In theory, with machines a single person can bay hale. This is certainly the case with round bales, but it’s technically possible for small square bales as well. You could cut it yourself, rake it yourself, bale it yourself and stack it in the barn yourself, no help required.

But unless you produce just a handful of bales, this really isn’t practical, and anyone who has ever participated in baling small square bales is probably laughing at the notion of doing it alone. It’s a team effort, and to keep things running smoothly I’ve found that you need at least a half-dozen people (preferably more). Particularly if the weather is hot, there’s no reason to be understaffed while working on such a difficult project. Whether you enlist the help of your family and friends or hire helpers as necessary, you’ll appreciate having a larger team of people. With enough people and multiple wagons, you can even have one team baling hay while another works on unloading each wagon as it gets filled—a very efficient way to proceed.

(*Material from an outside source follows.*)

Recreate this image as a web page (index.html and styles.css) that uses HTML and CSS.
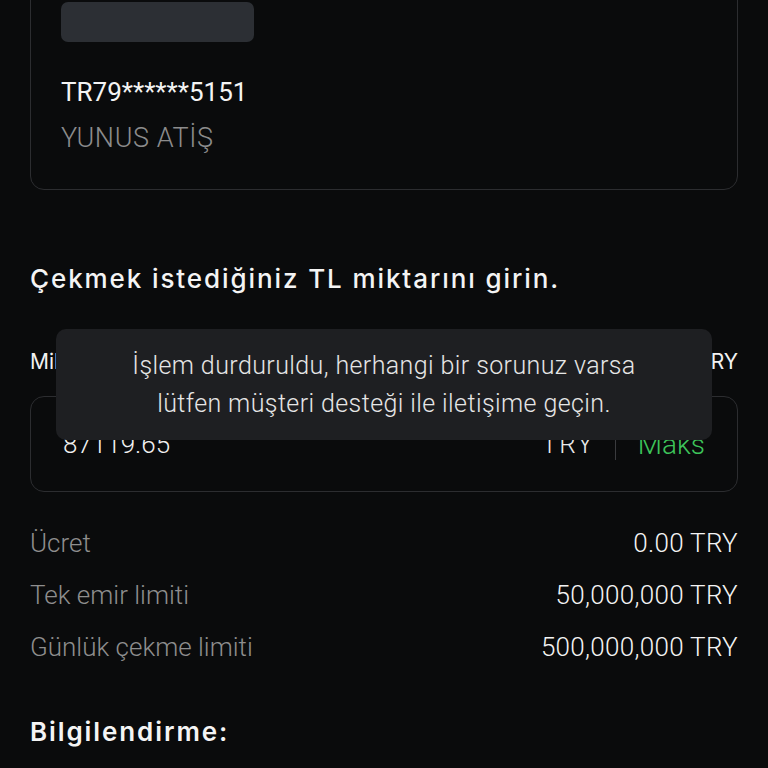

4. Stock Up on Spare Parts

Baling hay is hard on machinery too, and sometimes things just break or wear out. Shear pins. Rake tines. Tires. You name it.

While it’s impossible to prepare yourself for every possible scenario, having a supply of replacements parts for your machinery—and a wide array of tools on hand—will help you get back up and running as quickly as possible if something does go wrong.

Have fun baling!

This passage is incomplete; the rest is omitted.